The idea is not to rid the world of the Canadian teenager and his pop stylings -- he would come back down to Earth eventually, after all -- but rather to help jump-start the emerging suborbital spaceflight industry.
Lofting a celebrity of Bieber's stature would generate a lot of interest among the American public, which could help commercial spaceflight pick up some much-needed momentum, said Seth Shostak, senior astronomer at the Search for Extraterrestrial Intelligence (SETI) Institute in Mountain View, Calif.
"My suggestion is, be sure to send Justin Bieber on one of these flights early on," Shostak said here Tuesday (Feb. 28) during a presentation at the 2012 Next-Generation Suborbital Researchers Conference. "If there's more interest, there are more customers. If there are more customers, there's more technical development. It's a positive feedback loop, and obviously that's good."
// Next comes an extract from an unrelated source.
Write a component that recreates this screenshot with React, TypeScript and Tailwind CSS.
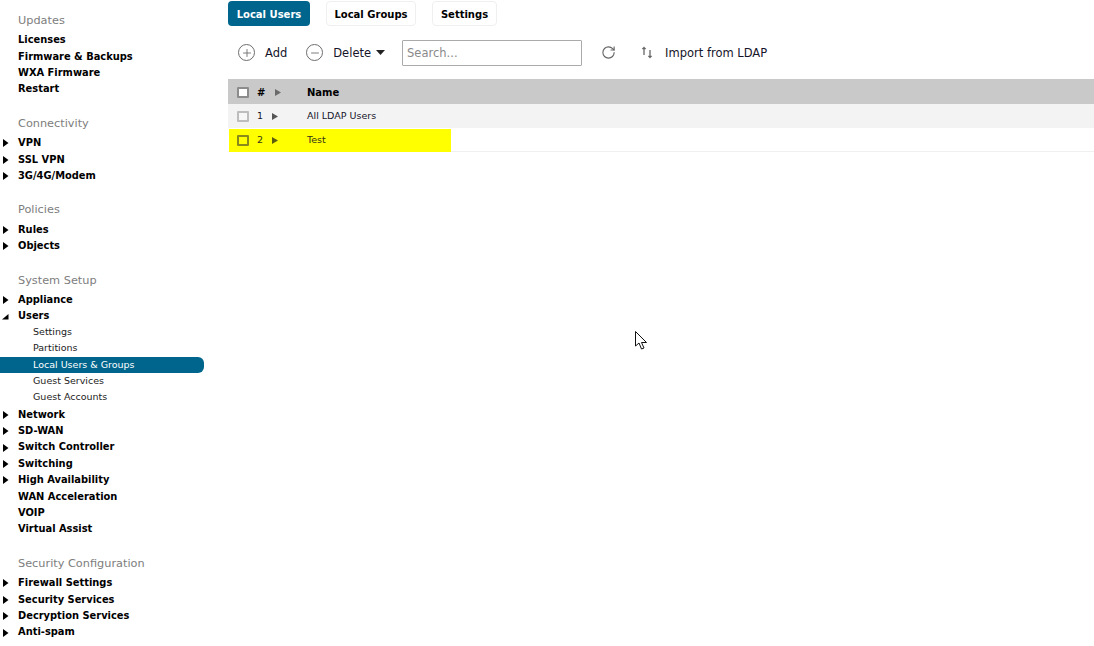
import React from "react";
import { Plus, Minus, RotateCw } from "lucide-react";

const font = { fontFamily: '"DejaVu Sans", Verdana, sans-serif' };

type Item = { label: string; arrow?: "right" | "down"; sub?: boolean; active?: boolean };
type Section = { title: string; items: Item[] };

const sections: Section[] = [
  {
    title: "Updates",
    items: [{ label: "Licenses" }, { label: "Firmware & Backups" }, { label: "WXA Firmware" }, { label: "Restart" }],
  },
  {
    title: "Connectivity",
    items: [
      { label: "VPN", arrow: "right" },
      { label: "SSL VPN", arrow: "right" },
      { label: "3G/4G/Modem", arrow: "right" },
    ],
  },
  {
    title: "Policies",
    items: [
      { label: "Rules", arrow: "right" },
      { label: "Objects", arrow: "right" },
    ],
  },
  {
    title: "System Setup",
    items: [
      { label: "Appliance", arrow: "right" },
      { label: "Users", arrow: "down" },
      { label: "Settings", sub: true },
      { label: "Partitions", sub: true },
      { label: "Local Users & Groups", sub: true, active: true },
      { label: "Guest Services", sub: true },
      { label: "Guest Accounts", sub: true },
      { label: "Network", arrow: "right" },
      { label: "SD-WAN", arrow: "right" },
      { label: "Switch Controller", arrow: "right" },
      { label: "Switching", arrow: "right" },
      { label: "High Availability", arrow: "right" },
      { label: "WAN Acceleration" },
      { label: "VOIP" },
      { label: "Virtual Assist" },
    ],
  },
  {
    title: "Security Configuration",
    items: [
      { label: "Firewall Settings", arrow: "right" },
      { label: "Security Services", arrow: "right" },
      { label: "Decryption Services", arrow: "right" },
      { label: "Anti-spam", arrow: "right" },
    ],
  },
];

function Arrow({ dir }: { dir?: "right" | "down" }) {
  if (dir === "right") {
    return (
      <svg width="6" height="8" viewBox="0 0 6 8" className="absolute left-[3px] top-[5px]">
        <path d="M0 0 L5.5 4 L0 8 Z" fill="#000" />
      </svg>
    );
  }
  if (dir === "down") {
    return (
      <svg width="7" height="6" viewBox="0 0 7 6" className="absolute left-[2px] top-[6px]">
        <path d="M6.5 0 V5.5 H0 Z" fill="#000" />
      </svg>
    );
  }
  return null;
}

function NavRow({ item }: { item: Item }) {
  if (item.sub) {
    return (
      <div
        className={`h-[16.4px] flex items-center pl-[33px] pb-[1px] text-[9.5px] leading-none rounded-r-[6px] ${
          item.active ? "bg-[#00658c] text-white" : "text-[#1c1c1c]"
        }`}
      >
        {item.label}
      </div>
    );
  }
  return (
    <div className="relative h-[16.4px] flex items-center pl-[18px] pt-[1px] text-[9.9px] font-bold leading-none text-black">
      <Arrow dir={item.arrow} />
      {item.label}
    </div>
  );
}

function Sidebar() {
  return (
    <aside className="w-[204px] shrink-0 pt-[8.5px]">
      {sections.map((s) => (
        <div key={s.title} className="mb-[14.4px]">
          <div className="h-[23px] pl-[18px] pt-[1px] flex items-center text-[11.3px] leading-none text-[#7d7d7d]">
            {s.title}
          </div>
          {s.items.map((i) => (
            <NavRow key={i.label} item={i} />
          ))}
        </div>
      ))}
    </aside>
  );
}

function Tab({ label, active, w }: { label: string; active?: boolean; w: string }) {
  return (
    <div
      className={`${w} h-[25px] flex items-center justify-center pt-[1px] rounded-[4px] text-[10px] font-bold ${
        active ? "bg-[#00658c] text-white" : "bg-white text-black border border-[#efefef]"
      }`}
    >
      {label}
    </div>
  );
}

function Check({ tone }: { tone: "head" | "row" | "yellow" }) {
  const cls =
    tone === "head"
      ? "bg-white border-[#8c8c8c]"
      : tone === "row"
        ? "bg-[#f6f6f6] border-[#bdbdbd]"
        : "bg-[#ffff00] border-[#8a8a1a]";
  return <div className={`w-[12px] h-[11px] border-2 rounded-[1px] ${cls}`} />;
}

function SmallArrow({ color }: { color: string }) {
  return (
    <svg width="6" height="7" viewBox="0 0 6 7">
      <path d="M0 0 L6 3.5 L0 7 Z" fill={color} />
    </svg>
  );
}

function CircleIcon({ minus }: { minus?: boolean }) {
  const Icon = minus ? Minus : Plus;
  return (
    <div className="w-[17px] h-[17px] rounded-full border-[1.5px] border-[#6d6d6d] flex items-center justify-center">
      <Icon size={12} strokeWidth={1.8} color="#6d6d6d" />
    </div>
  );
}

function SortIcon() {
  return (
    <svg width="12" height="13" viewBox="0 0 12 13" fill="#666" stroke="#666" strokeWidth="1.3">
      <path d="M3 9 V2" fill="none" />
      <path d="M1 3 L3 0.8 L5 3 Z" strokeWidth="0.4" />
      <path d="M9 4 V11" fill="none" />
      <path d="M7 10 L9 12.2 L11 10 Z" strokeWidth="0.4" />
    </svg>
  );
}

function Cursor() {
  return (
    <svg width="14" height="20" viewBox="0 0 14 20" className="absolute left-[635px] top-[331px]">
      <path
        d="M0.5 0.5 V15 L4 12 L6.5 18 L9 17 L6.5 11.5 L11.5 11.5 Z"
        fill="#fff"
        stroke="#111"
        strokeWidth="1"
      />
    </svg>
  );
}

export default function App() {
  return (
    <div className="relative flex w-[1094px] h-[646px] overflow-hidden bg-white" style={font}>
      <Sidebar />
      <main className="flex-1 ml-[24px] pt-[1px]">
        <div className="flex gap-[16px]">
          <Tab label="Local Users" active w="w-[82px]" />
          <Tab label="Local Groups" w="w-[90px]" />
          <Tab label="Settings" w="w-[65px]" />
        </div>

        <div className="h-[53px] flex items-center text-[11.5px] text-[#15152a]">
          <div className="ml-[10px]">
            <CircleIcon />
          </div>
          <span className="ml-[10px] pt-[3px]">Add</span>
          <div className="ml-[19px]">
            <CircleIcon minus />
          </div>
          <span className="ml-[10px] pt-[3px]">Delete</span>
          <svg width="9" height="5" viewBox="0 0 9 5" className="ml-[5px]">
            <path d="M0 0 H9 L4.5 5 Z" fill="#222" />
          </svg>
          <div className="ml-[17px] w-[180px] h-[26px] border border-[#aaaaaa] rounded-[1px] flex items-center pl-[4px] pt-[2px] text-[#8a8a8a] text-[11.5px]">
            Search...
          </div>
          <RotateCw size={15} strokeWidth={1.8} color="#666" className="ml-[19px]" />
          <div className="ml-[25px]">
            <SortIcon />
          </div>
          <span className="ml-[12px] pt-[3px]">Import from LDAP</span>
        </div>

        <div className="h-[25px] pt-[1px] bg-[#c9c9c9] flex items-center text-[10px] font-bold text-black">
          <div className="w-[29px] pl-[9px]">
            <Check tone="head" />
          </div>
          <div className="w-[18px]">#</div>
          <div className="w-[32px]">
            <SmallArrow color="#6a6a6a" />
          </div>
          <div>Name</div>
        </div>

        <div className="h-[24px] bg-[#f3f3f3] flex items-center text-[9.5px] text-[#15152a]">
          <div className="w-[29px] pl-[9px]">
            <Check tone="row" />
          </div>
          <div className="w-[15px]">1</div>
          <div className="w-[35px]">
            <SmallArrow color="#555" />
          </div>
          <div className="pt-[1px]">All LDAP Users</div>
        </div>

        <div className="h-[24px] border-b border-[#f0f0f0] flex">
          <div className="w-[222px] ml-[1px] mt-[1px] h-[23px] bg-[#ffff00] flex items-center text-[9.5px] text-[#33331a]">
            <div className="w-[28px] pl-[8px]">
              <Check tone="yellow" />
            </div>
            <div className="w-[15px]">2</div>
            <div className="w-[35px]">
              <SmallArrow color="#5c5c10" />
            </div>
            <div>Test</div>
          </div>
        </div>
      </main>
      <Cursor />
    </div>
  );
}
Bieber is not the only suitable spaceflight ambassador, Shostak added. Other A-list celebrities, such as Oscar-winning actors, could also help the suborbital industry get off the ground. And some might well be willing; singer Beyonce Knowles and husband Jay-Z, for example, have reportedly toyed with the idea of filming a music video in space aboard a private suborbital vehicle.
The commercial space industry consists of a handful of companies -- including Virgin Galactic, XCOR Aerospace, Blue Origin and Armadillo Aerospace -- that are developing vehicles to take passengers and payloads on brief trips to suborbital space.
Such missions would return to Earth without completing a full lap around the planet. Instead, the flights will hit the edge of space about 62 miles (100 kilometers) above Earth, experience a few minutes of weightlessness, then re-enter the atmosphere and land back at a spaceport.